Objective ::
Pull out the lines running from the one with "Write the React, TypeScript" to the one with "rounded-[4px] border border-[#cccccc]", inclusive, word for word. Drop any picture.

Record extracts ::
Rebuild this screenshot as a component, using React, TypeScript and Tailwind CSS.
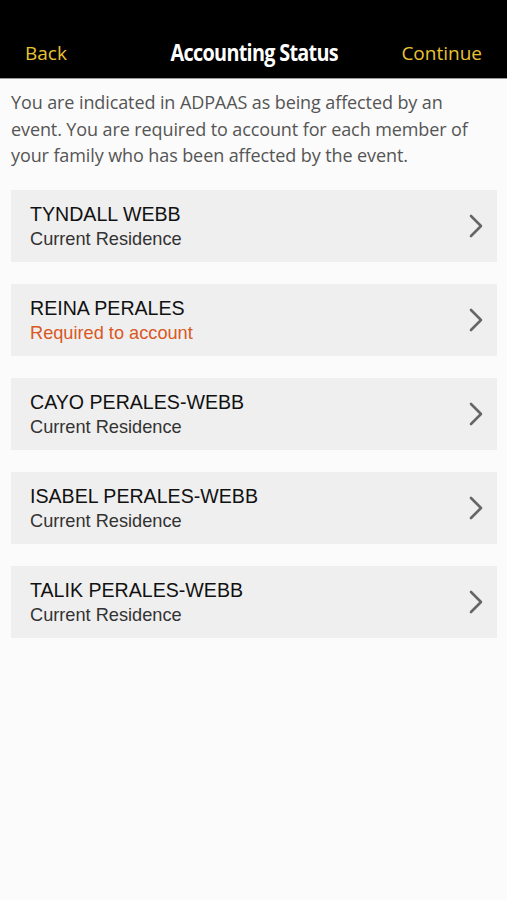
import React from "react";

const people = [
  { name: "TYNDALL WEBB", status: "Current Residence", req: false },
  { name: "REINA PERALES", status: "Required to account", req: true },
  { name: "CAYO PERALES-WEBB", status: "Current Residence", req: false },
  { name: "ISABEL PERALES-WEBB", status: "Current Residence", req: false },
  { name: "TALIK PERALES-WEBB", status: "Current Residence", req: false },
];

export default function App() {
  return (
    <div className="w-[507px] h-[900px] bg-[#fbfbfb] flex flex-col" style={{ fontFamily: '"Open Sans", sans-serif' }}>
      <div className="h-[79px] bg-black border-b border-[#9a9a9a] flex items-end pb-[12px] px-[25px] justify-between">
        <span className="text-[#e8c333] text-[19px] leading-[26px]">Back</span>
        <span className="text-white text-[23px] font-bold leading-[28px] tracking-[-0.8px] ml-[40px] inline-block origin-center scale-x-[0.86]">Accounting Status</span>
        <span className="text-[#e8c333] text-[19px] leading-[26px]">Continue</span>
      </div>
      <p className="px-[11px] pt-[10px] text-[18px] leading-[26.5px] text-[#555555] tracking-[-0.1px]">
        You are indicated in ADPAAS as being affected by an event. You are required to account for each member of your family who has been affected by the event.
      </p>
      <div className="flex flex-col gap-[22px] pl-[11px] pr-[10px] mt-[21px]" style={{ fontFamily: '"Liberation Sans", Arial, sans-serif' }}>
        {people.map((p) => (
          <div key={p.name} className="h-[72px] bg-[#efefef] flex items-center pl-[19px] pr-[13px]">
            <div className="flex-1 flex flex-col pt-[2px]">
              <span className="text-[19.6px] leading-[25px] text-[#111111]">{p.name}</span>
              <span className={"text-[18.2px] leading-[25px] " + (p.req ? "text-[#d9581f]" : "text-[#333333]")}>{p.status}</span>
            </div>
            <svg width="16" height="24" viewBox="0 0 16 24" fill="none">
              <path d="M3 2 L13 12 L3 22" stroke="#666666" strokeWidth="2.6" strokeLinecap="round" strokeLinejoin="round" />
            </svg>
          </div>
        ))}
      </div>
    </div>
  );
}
* * *
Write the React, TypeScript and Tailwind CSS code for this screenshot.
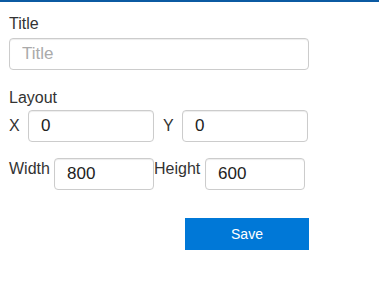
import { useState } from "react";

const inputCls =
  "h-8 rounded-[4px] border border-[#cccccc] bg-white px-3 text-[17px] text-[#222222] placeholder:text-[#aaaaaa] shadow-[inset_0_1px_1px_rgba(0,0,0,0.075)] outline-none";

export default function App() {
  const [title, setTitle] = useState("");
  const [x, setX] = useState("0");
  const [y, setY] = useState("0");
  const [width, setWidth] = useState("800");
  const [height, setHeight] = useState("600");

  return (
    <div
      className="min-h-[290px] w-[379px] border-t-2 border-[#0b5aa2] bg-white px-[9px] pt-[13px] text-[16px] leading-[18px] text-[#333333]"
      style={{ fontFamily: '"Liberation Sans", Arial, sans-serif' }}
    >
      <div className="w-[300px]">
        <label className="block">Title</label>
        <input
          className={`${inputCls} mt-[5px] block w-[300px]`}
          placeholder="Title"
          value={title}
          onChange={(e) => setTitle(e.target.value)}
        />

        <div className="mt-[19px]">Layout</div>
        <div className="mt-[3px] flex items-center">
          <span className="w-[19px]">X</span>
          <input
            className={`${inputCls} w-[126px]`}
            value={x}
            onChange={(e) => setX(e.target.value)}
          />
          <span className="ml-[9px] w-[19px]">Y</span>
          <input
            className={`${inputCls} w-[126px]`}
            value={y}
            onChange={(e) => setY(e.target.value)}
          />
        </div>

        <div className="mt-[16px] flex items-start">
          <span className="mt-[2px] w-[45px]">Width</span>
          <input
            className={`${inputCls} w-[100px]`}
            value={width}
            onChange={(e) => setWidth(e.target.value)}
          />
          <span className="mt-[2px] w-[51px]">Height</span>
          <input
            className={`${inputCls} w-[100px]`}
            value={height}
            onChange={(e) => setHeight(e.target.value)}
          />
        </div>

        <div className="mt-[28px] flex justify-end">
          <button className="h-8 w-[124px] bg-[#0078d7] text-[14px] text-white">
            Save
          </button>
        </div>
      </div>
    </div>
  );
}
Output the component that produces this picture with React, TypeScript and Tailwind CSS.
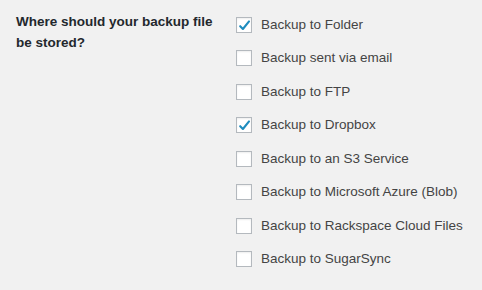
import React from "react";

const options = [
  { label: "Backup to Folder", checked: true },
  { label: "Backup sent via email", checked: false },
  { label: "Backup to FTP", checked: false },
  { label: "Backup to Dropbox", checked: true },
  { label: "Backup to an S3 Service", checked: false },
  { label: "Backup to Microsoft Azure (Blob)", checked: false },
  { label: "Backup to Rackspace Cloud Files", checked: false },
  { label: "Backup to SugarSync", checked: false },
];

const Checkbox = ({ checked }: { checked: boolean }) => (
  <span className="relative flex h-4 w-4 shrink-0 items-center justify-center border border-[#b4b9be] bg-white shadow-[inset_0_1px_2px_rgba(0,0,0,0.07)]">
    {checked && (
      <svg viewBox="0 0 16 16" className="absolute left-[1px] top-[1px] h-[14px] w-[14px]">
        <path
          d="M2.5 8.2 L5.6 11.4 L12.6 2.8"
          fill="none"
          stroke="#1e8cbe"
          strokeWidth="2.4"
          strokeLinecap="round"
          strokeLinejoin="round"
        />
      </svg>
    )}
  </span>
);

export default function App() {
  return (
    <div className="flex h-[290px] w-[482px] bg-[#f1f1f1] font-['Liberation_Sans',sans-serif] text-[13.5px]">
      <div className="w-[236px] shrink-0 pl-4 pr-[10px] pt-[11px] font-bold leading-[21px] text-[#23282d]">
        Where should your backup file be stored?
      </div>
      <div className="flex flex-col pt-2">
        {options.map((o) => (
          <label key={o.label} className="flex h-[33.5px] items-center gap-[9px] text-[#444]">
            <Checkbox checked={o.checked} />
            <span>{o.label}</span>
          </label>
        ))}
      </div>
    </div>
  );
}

Correct result ::
Write the React, TypeScript and Tailwind CSS code for this screenshot.
import { useState } from "react";

const inputCls =
  "h-8 rounded-[4px] border border-[#cccccc] bg-white px-3 text-[17px] text-[#222222] placeholder:text-[#aaaaaa] shadow-[inset_0_1px_1px_rgba(0,0,0,0.075)] outline-none";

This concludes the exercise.